[FFmpeg-devel] [WIP][PATCH]v4 Opus Pyramid Vector Quantization Search in x86 SIMD asm
Rostislav Pehlivanov
atomnuker at gmail.com
Tue Jul 18 06:08:19 EEST 2017
On 9 July 2017 at 01:49, Ivan Kalvachev <ikalvachev at gmail.com> wrote:
> This should be the final work-in-progress patch.
>
> What's changed:
>
> 1. Removed macros conditional defines. The defaults seems to be
> optimal on all machines that I got benchmarks from. HADDPS and PHADDD
> are always slower, "BLEND"s are never slower than the emulation.
>
> 2. Remove SHORT_SYY_UPDATE. It is always slower.
>
> 3. Remove ALL_FLOAT_PRESEARCH, it is always slower. Remove the ugly
> hack to use 256bit ymm with avx1 and integer operations.
>
> 4. Remove remaining disabled code.
>
> 5. Use HADDD macro from "x86util", I don't need the result in all
> lanes/elements
>
> 6. Use v-prefix for all avx code.
>
> 7. Small optimization: Move some of the HSUMPS in the K!=0 branch.
>
> 8. Small optimization: Instead of pre-calculation 2*Y[i] and then
> correcting it on exit, It is possible to use Syy/2 instead in
> distortion parameter calculations. It saves few multiplications in
> pre-search and sign restore loop. It however gives different
> approximation of sqrt(). It's not (consistently) better or worse than
> the previous approximation.
>
> 9. Using movdqa to load "const_int32_offsets". Wrong type might
> explain why directly using mem constants is sometimes faster.
>
> 10. Move some code around and do minor tweaks.
> ---
>
> I do not intend of removing "PRESEARCH_ROUNDING" and
> "USE_APPROXIMATION", (while for the latter I think I will remove
> method#1, I've left it this time just for consistency").

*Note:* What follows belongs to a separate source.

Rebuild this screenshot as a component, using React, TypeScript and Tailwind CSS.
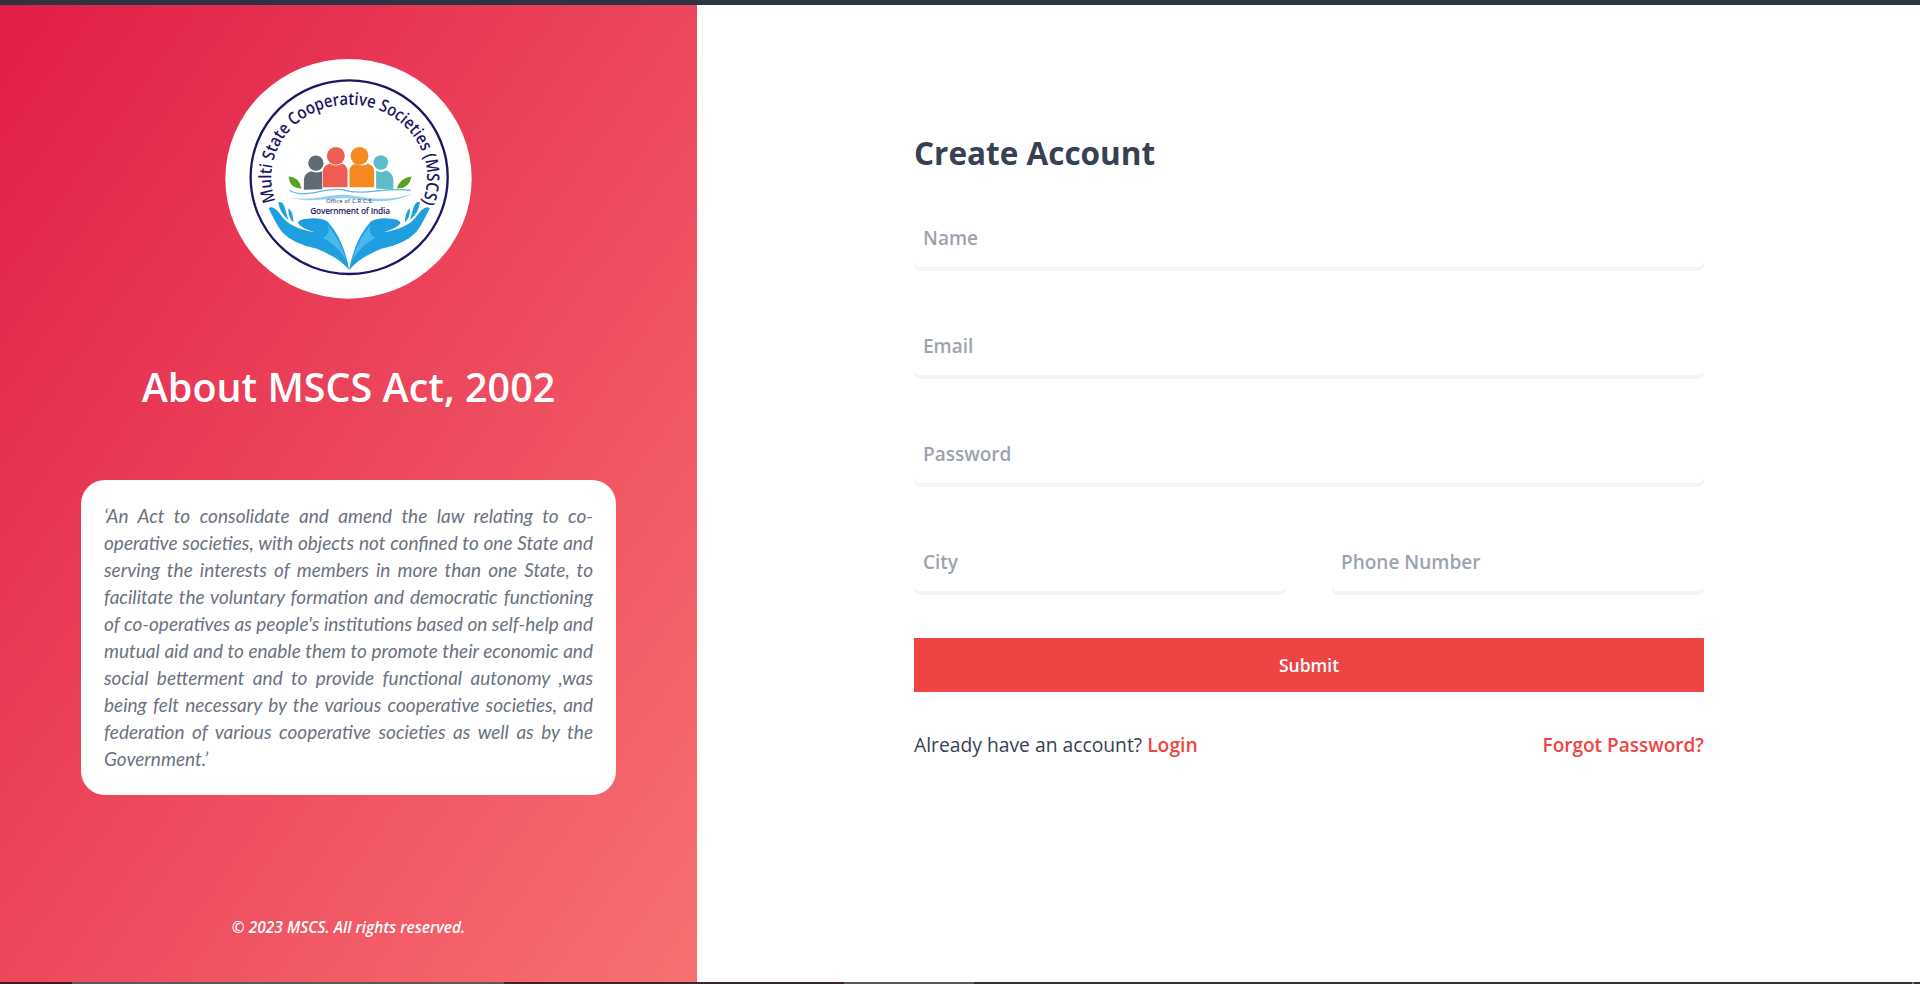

> These defines control the precision and the type of results that the
> function generates.
> E.g. This function can produce same results as opus functions with
> "PRESEARCH_ROUNDING 0".
> If you want same results as the ffmpeg improved function, then you
> need "approx#0". It uses real division and is much slower on older
> cpu's, but reasonably fast on anything recent.
>
> I've left 2 other defines. "CONST_IN_X64_REG_IS_FASTER" and
> "STALL_WRITE_FORWARDING".
> On Sandy Bridge and laters, "const_in_x64" has always been faster. On
> my cpu it is about the same.
> On Ryzen the "const_in_x64" was consistently faster in all sse/avx
> variants, with about 5%. But not if "stall_write" is enabled too.
> Ryzen (allegedly) has no write stalling, but that method alone is just
> a few cycles faster (about 0.5% ).
>
> I'd like to see if the changes I've done this time, would affect the
> above results.
>
>
> The code is much cleaner and you are free to nitpick on it.
>
> There is something that I'm not exactly sure if I need it.
> The function gets 2 integer parameters, and I am not sure
> if I have to sign extend them in 64 bit more, in order to clear
> the high 32 bits. These parameters should never be negative, so the
> sign is not needed.
> All 32bit operands should also clear the high bits.
> Still I'm not sure if there is guarantee that
> the high bits won't contain garbage.
>
>
> Best Regards
>
> _______________________________________________
> ffmpeg-devel mailing list
> ffmpeg-devel at ffmpeg.org
> http://ffmpeg.org/mailman/listinfo/ffmpeg-devel
>
>
No detectable regression from v3.
Whitespace error though:
.git/rebase-apply/patch:154: trailing whitespace.
; Horizontal Sum Packed Single precision float
warning: 1 line adds whitespace errors.